# START OF THE RECORDS

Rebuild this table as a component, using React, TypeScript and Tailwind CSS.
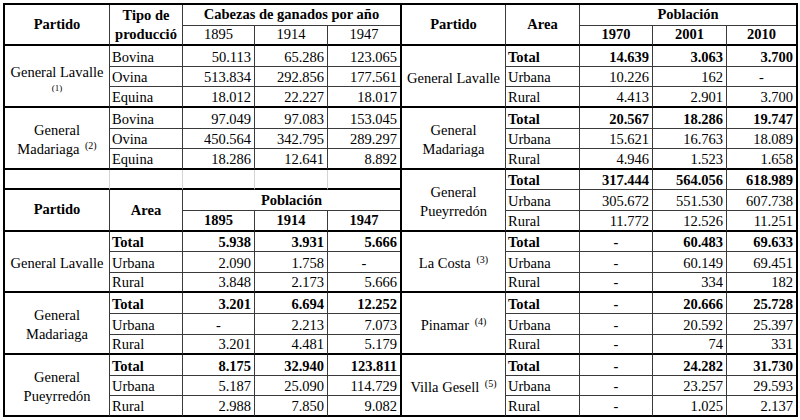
import React from "react";

type Row = { area: string; vals: string[] };
type Group = { name: React.ReactNode; rows: Row[] };

const sup = (n: number) => <sup className="text-[10px] ml-[2px]">({n})</sup>;

const ganado: Group[] = [
    {
        name: (
            <>
                <span>General Lavalle</span>
                <span className="text-[9px] leading-[12px]">(1)</span>
            </>
        ),
        rows: [
            { area: "Bovina", vals: ["50.113", "65.286", "123.065"] },
            { area: "Ovina", vals: ["513.834", "292.856", "177.561"] },
            { area: "Equina", vals: ["18.012", "22.227", "18.017"] },
        ],
    },
    {
        name: (
            <>
                <span>General</span>
                <span>Madariaga {sup(2)}</span>
            </>
        ),
        rows: [
            { area: "Bovina", vals: ["97.049", "97.083", "153.045"] },
            { area: "Ovina", vals: ["450.564", "342.795", "289.297"] },
            { area: "Equina", vals: ["18.286", "12.641", "8.892"] },
        ],
    },
];

const poblacionVieja: Group[] = [
    {
        name: <span>General Lavalle</span>,
        rows: [
            { area: "Total", vals: ["5.938", "3.931", "5.666"] },
            { area: "Urbana", vals: ["2.090", "1.758", "-"] },
            { area: "Rural", vals: ["3.848", "2.173", "5.666"] },
        ],
    },
    {
        name: (
            <>
                <span>General</span>
                <span>Madariaga</span>
            </>
        ),
        rows: [
            { area: "Total", vals: ["3.201", "6.694", "12.252"] },
            { area: "Urbana", vals: ["-", "2.213", "7.073"] },
            { area: "Rural", vals: ["3.201", "4.481", "5.179"] },
        ],
    },
    {
        name: (
            <>
                <span>General</span>
                <span>Pueyrredón</span>
            </>
        ),
        rows: [
            { area: "Total", vals: ["8.175", "32.940", "123.811"] },
            { area: "Urbana", vals: ["5.187", "25.090", "114.729"] },
            { area: "Rural", vals: ["2.988", "7.850", "9.082"] },
        ],
    },
];

const poblacionNueva: Group[] = [
    {
        name: <span>General Lavalle</span>,
        rows: [
            { area: "Total", vals: ["14.639", "3.063", "3.700"] },
            { area: "Urbana", vals: ["10.226", "162", "-"] },
            { area: "Rural", vals: ["4.413", "2.901", "3.700"] },
        ],
    },
    {
        name: (
            <>
                <span>General</span>
                <span>Madariaga</span>
            </>
        ),
        rows: [
            { area: "Total", vals: ["20.567", "18.286", "19.747"] },
            { area: "Urbana", vals: ["15.621", "16.763", "18.089"] },
            { area: "Rural", vals: ["4.946", "1.523", "1.658"] },
        ],
    },
    {
        name: (
            <>
                <span>General</span>
                <span>Pueyrredón</span>
            </>
        ),
        rows: [
            { area: "Total", vals: ["317.444", "564.056", "618.989"] },
            { area: "Urbana", vals: ["305.672", "551.530", "607.738"] },
            { area: "Rural", vals: ["11.772", "12.526", "11.251"] },
        ],
    },
    {
        name: <span>La Costa {sup(3)}</span>,
        rows: [
            { area: "Total", vals: ["-", "60.483", "69.633"] },
            { area: "Urbana", vals: ["-", "60.149", "69.451"] },
            { area: "Rural", vals: ["-", "334", "182"] },
        ],
    },
    {
        name: <span>Pinamar {sup(4)}</span>,
        rows: [
            { area: "Total", vals: ["-", "20.666", "25.728"] },
            { area: "Urbana", vals: ["-", "20.592", "25.397"] },
            { area: "Rural", vals: ["-", "74", "331"] },
        ],
    },
    {
        name: <span>Villa Gesell {sup(5)}</span>,
        rows: [
            { area: "Total", vals: ["-", "24.282", "31.730"] },
            { area: "Urbana", vals: ["-", "23.257", "29.593"] },
            { area: "Rural", vals: ["-", "1.025", "2.137"] },
        ],
    },
];

type CellProps = {
    children?: React.ReactNode;
    className?: string;
    last?: boolean;
    thick?: boolean;
    faint?: boolean;
};

// every cell draws its own right and bottom line; groups end on a heavy line
const Cell: React.FC<CellProps> = ({ children, className = "", last, thick, faint }) => {
    const right = last ? "" : faint ? "border-r border-r-[#d4d4d4]" : "border-r border-r-[#3a3a3a]";
    const bottom = thick ? "border-b-2 border-b-black" : "border-b border-b-[#3a3a3a]";
    return <div className={`flex min-w-0 overflow-hidden whitespace-nowrap ${right} ${bottom} ${className}`}>{children}</div>;
};

const Header: React.FC<{ title: string; second: React.ReactNode; years: string[]; boldYears: boolean }> = ({ title, second, years, boldYears }) => (
    <>
        <Cell thick className="row-span-2 items-center justify-center font-bold">Partido</Cell>
        <Cell thick className="row-span-2 flex-col items-center justify-around font-bold leading-none">{second}</Cell>
        <Cell last className="col-span-3 items-center justify-center font-bold">{title}</Cell>
        {years.map((y, i) => (
            <Cell key={y} thick last={i === 2} className={`items-end justify-center pb-[1px] ${boldYears ? "font-bold" : ""}`}>
                {y}
            </Cell>
        ))}
    </>
);

const Groups: React.FC<{ groups: Group[] }> = ({ groups }) => (
    <>
        {groups.map((g, gi) => (
            <React.Fragment key={gi}>
                <Cell thick className="row-span-3 flex-col items-center justify-center text-center leading-[19px] pt-[4px]">
                    {g.name}
                </Cell>
                {g.rows.map((r, ri) => {
                    const thick = ri === 2;
                    const bold = r.area === "Total" ? "font-bold" : "";
                    return (
                        <React.Fragment key={r.area}>
                            <Cell thick={thick} className={`items-end pl-[2px] ${bold}`}>{r.area}</Cell>
                            {r.vals.map((v, vi) => (
                                <Cell
                                    key={vi}
                                    thick={thick}
                                    last={vi === 2}
                                    className={`items-end ${v === "-" ? "justify-center" : "justify-end pr-[3px]"} ${bold}`}
                                >
                                    {v}
                                </Cell>
                            ))}
                        </React.Fragment>
                    );
                })}
            </React.Fragment>
        ))}
    </>
);

const App: React.FC = () => {
    return (
        <div className="w-[800px] h-[420px] bg-white pl-[3px] pt-[3px] flex font-['Liberation_Serif','Times_New_Roman',serif] text-[14.5px] leading-[17px] text-black">
            {/* left block: livestock table, spacer row and early population table */}
            <div className="w-[397px] h-[414px] box-border border-l-2 border-t-2 border-black grid grid-cols-[105px_73px_72px_73px_72px] grid-rows-[repeat(20,minmax(0,1fr))]">
                <Header
                    title="Cabezas de ganados por año"
                    second={
                        <>
                            <span>Tipo de</span>
                            <span>producció</span>
                        </>
                    }
                    years={["1895", "1914", "1947"]}
                    boldYears={false}
                />
                <Groups groups={ganado} />
                <Cell thick faint />
                <Cell thick faint />
                <Cell thick faint />
                <Cell thick faint />
                <Cell thick last />
                <Header title="Población" second={<span>Area</span>} years={["1895", "1914", "1947"]} boldYears />
                <Groups groups={poblacionVieja} />
            </div>

            {/* right block: recent population */}
            <div className="w-[398px] h-[414px] box-border border-x-2 border-t-2 border-black grid grid-cols-[104px_74px_73px_74px_69px] grid-rows-[repeat(20,minmax(0,1fr))]">
                <Header title="Población" second={<span>Area</span>} years={["1970", "2001", "2010"]} boldYears />
                <Groups groups={poblacionNueva} />
            </div>
        </div>
    );
};

export default App;
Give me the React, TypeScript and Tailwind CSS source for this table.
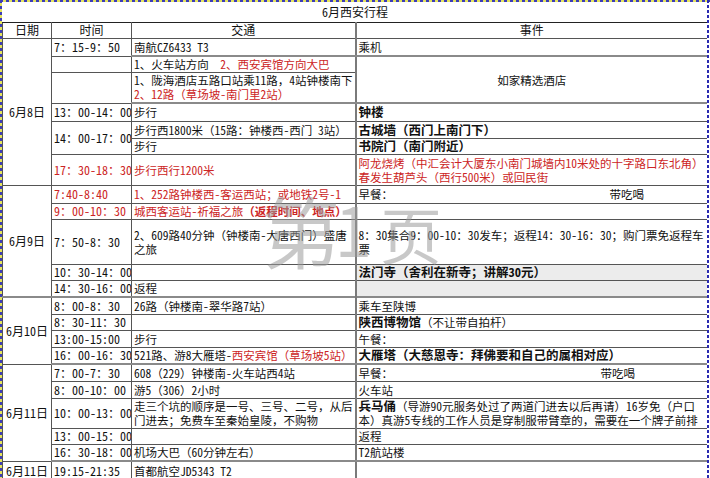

# END OF THE RECORDS

- [GIVEN REQUEST]: Pictures appear in the records above. Output everything except them, exactly.

- [ANSWER FOR THE TASK]:
Rebuild this table as a component, using React, TypeScript and Tailwind CSS.
import React from "react";

type Row = { area: string; vals: string[] };
type Group = { name: React.ReactNode; rows: Row[] };

const sup = (n: number) => <sup className="text-[10px] ml-[2px]">({n})</sup>;

const ganado: Group[] = [
    {
        name: (
            <>
                <span>General Lavalle</span>
                <span className="text-[9px] leading-[12px]">(1)</span>
            </>
        ),
        rows: [
            { area: "Bovina", vals: ["50.113", "65.286", "123.065"] },
            { area: "Ovina", vals: ["513.834", "292.856", "177.561"] },
            { area: "Equina", vals: ["18.012", "22.227", "18.017"] },
        ],
    },
    {
        name: (
            <>
                <span>General</span>
                <span>Madariaga {sup(2)}</span>
            </>
        ),
        rows: [
            { area: "Bovina", vals: ["97.049", "97.083", "153.045"] },
            { area: "Ovina", vals: ["450.564", "342.795", "289.297"] },
            { area: "Equina", vals: ["18.286", "12.641", "8.892"] },
        ],
    },
];

const poblacionVieja: Group[] = [
    {
        name: <span>General Lavalle</span>,
        rows: [
            { area: "Total", vals: ["5.938", "3.931", "5.666"] },
            { area: "Urbana", vals: ["2.090", "1.758", "-"] },
            { area: "Rural", vals: ["3.848", "2.173", "5.666"] },
        ],
    },
    {
        name: (
            <>
                <span>General</span>
                <span>Madariaga</span>
            </>
        ),
        rows: [
            { area: "Total", vals: ["3.201", "6.694", "12.252"] },
            { area: "Urbana", vals: ["-", "2.213", "7.073"] },
            { area: "Rural", vals: ["3.201", "4.481", "5.179"] },
        ],
    },
    {
        name: (
            <>
                <span>General</span>
                <span>Pueyrredón</span>
            </>
        ),
        rows: [
            { area: "Total", vals: ["8.175", "32.940", "123.811"] },
            { area: "Urbana", vals: ["5.187", "25.090", "114.729"] },
            { area: "Rural", vals: ["2.988", "7.850", "9.082"] },
        ],
    },
];

const poblacionNueva: Group[] = [
    {
        name: <span>General Lavalle</span>,
        rows: [
            { area: "Total", vals: ["14.639", "3.063", "3.700"] },
            { area: "Urbana", vals: ["10.226", "162", "-"] },
            { area: "Rural", vals: ["4.413", "2.901", "3.700"] },
        ],
    },
    {
        name: (
            <>
                <span>General</span>
                <span>Madariaga</span>
            </>
        ),
        rows: [
            { area: "Total", vals: ["20.567", "18.286", "19.747"] },
            { area: "Urbana", vals: ["15.621", "16.763", "18.089"] },
            { area: "Rural", vals: ["4.946", "1.523", "1.658"] },
        ],
    },
    {
        name: (
            <>
                <span>General</span>
                <span>Pueyrredón</span>
            </>
        ),
        rows: [
            { area: "Total", vals: ["317.444", "564.056", "618.989"] },
            { area: "Urbana", vals: ["305.672", "551.530", "607.738"] },
            { area: "Rural", vals: ["11.772", "12.526", "11.251"] },
        ],
    },
    {
        name: <span>La Costa {sup(3)}</span>,
        rows: [
            { area: "Total", vals: ["-", "60.483", "69.633"] },
            { area: "Urbana", vals: ["-", "60.149", "69.451"] },
            { area: "Rural", vals: ["-", "334", "182"] },
        ],
    },
    {
        name: <span>Pinamar {sup(4)}</span>,
        rows: [
            { area: "Total", vals: ["-", "20.666", "25.728"] },
            { area: "Urbana", vals: ["-", "20.592", "25.397"] },
            { area: "Rural", vals: ["-", "74", "331"] },
        ],
    },
    {
        name: <span>Villa Gesell {sup(5)}</span>,
        rows: [
            { area: "Total", vals: ["-", "24.282", "31.730"] },
            { area: "Urbana", vals: ["-", "23.257", "29.593"] },
            { area: "Rural", vals: ["-", "1.025", "2.137"] },
        ],
    },
];

type CellProps = {
    children?: React.ReactNode;
    className?: string;
    last?: boolean;
    thick?: boolean;
    faint?: boolean;
};

// every cell draws its own right and bottom line; groups end on a heavy line
const Cell: React.FC<CellProps> = ({ children, className = "", last, thick, faint }) => {
    const right = last ? "" : faint ? "border-r border-r-[#d4d4d4]" : "border-r border-r-[#3a3a3a]";
    const bottom = thick ? "border-b-2 border-b-black" : "border-b border-b-[#3a3a3a]";
    return <div className={`flex min-w-0 overflow-hidden whitespace-nowrap ${right} ${bottom} ${className}`}>{children}</div>;
};

const Header: React.FC<{ title: string; second: React.ReactNode; years: string[]; boldYears: boolean }> = ({ title, second, years, boldYears }) => (
    <>
        <Cell thick className="row-span-2 items-center justify-center font-bold">Partido</Cell>
        <Cell thick className="row-span-2 flex-col items-center justify-around font-bold leading-none">{second}</Cell>
        <Cell last className="col-span-3 items-center justify-center font-bold">{title}</Cell>
        {years.map((y, i) => (
            <Cell key={y} thick last={i === 2} className={`items-end justify-center pb-[1px] ${boldYears ? "font-bold" : ""}`}>
                {y}
            </Cell>
        ))}
    </>
);

const Groups: React.FC<{ groups: Group[] }> = ({ groups }) => (
    <>
        {groups.map((g, gi) => (
            <React.Fragment key={gi}>
                <Cell thick className="row-span-3 flex-col items-center justify-center text-center leading-[19px] pt-[4px]">
                    {g.name}
                </Cell>
                {g.rows.map((r, ri) => {
                    const thick = ri === 2;
                    const bold = r.area === "Total" ? "font-bold" : "";
                    return (
                        <React.Fragment key={r.area}>
                            <Cell thick={thick} className={`items-end pl-[2px] ${bold}`}>{r.area}</Cell>
                            {r.vals.map((v, vi) => (
                                <Cell
                                    key={vi}
                                    thick={thick}
                                    last={vi === 2}
                                    className={`items-end ${v === "-" ? "justify-center" : "justify-end pr-[3px]"} ${bold}`}
                                >
                                    {v}
                                </Cell>
                            ))}
                        </React.Fragment>
                    );
                })}
            </React.Fragment>
        ))}
    </>
);

const App: React.FC = () => {
    return (
        <div className="w-[800px] h-[420px] bg-white pl-[3px] pt-[3px] flex font-['Liberation_Serif','Times_New_Roman',serif] text-[14.5px] leading-[17px] text-black">
            {/* left block: livestock table, spacer row and early population table */}
            <div className="w-[397px] h-[414px] box-border border-l-2 border-t-2 border-black grid grid-cols-[105px_73px_72px_73px_72px] grid-rows-[repeat(20,minmax(0,1fr))]">
                <Header
                    title="Cabezas de ganados por año"
                    second={
                        <>
                            <span>Tipo de</span>
                            <span>producció</span>
                        </>
                    }
                    years={["1895", "1914", "1947"]}
                    boldYears={false}
                />
                <Groups groups={ganado} />
                <Cell thick faint />
                <Cell thick faint />
                <Cell thick faint />
                <Cell thick faint />
                <Cell thick last />
                <Header title="Población" second={<span>Area</span>} years={["1895", "1914", "1947"]} boldYears />
                <Groups groups={poblacionVieja} />
            </div>

            {/* right block: recent population */}
            <div className="w-[398px] h-[414px] box-border border-x-2 border-t-2 border-black grid grid-cols-[104px_74px_73px_74px_69px] grid-rows-[repeat(20,minmax(0,1fr))]">
                <Header title="Población" second={<span>Area</span>} years={["1970", "2001", "2010"]} boldYears />
                <Groups groups={poblacionNueva} />
            </div>
        </div>
    );
};

export default App;
Give me the React, TypeScript and Tailwind CSS source for this table.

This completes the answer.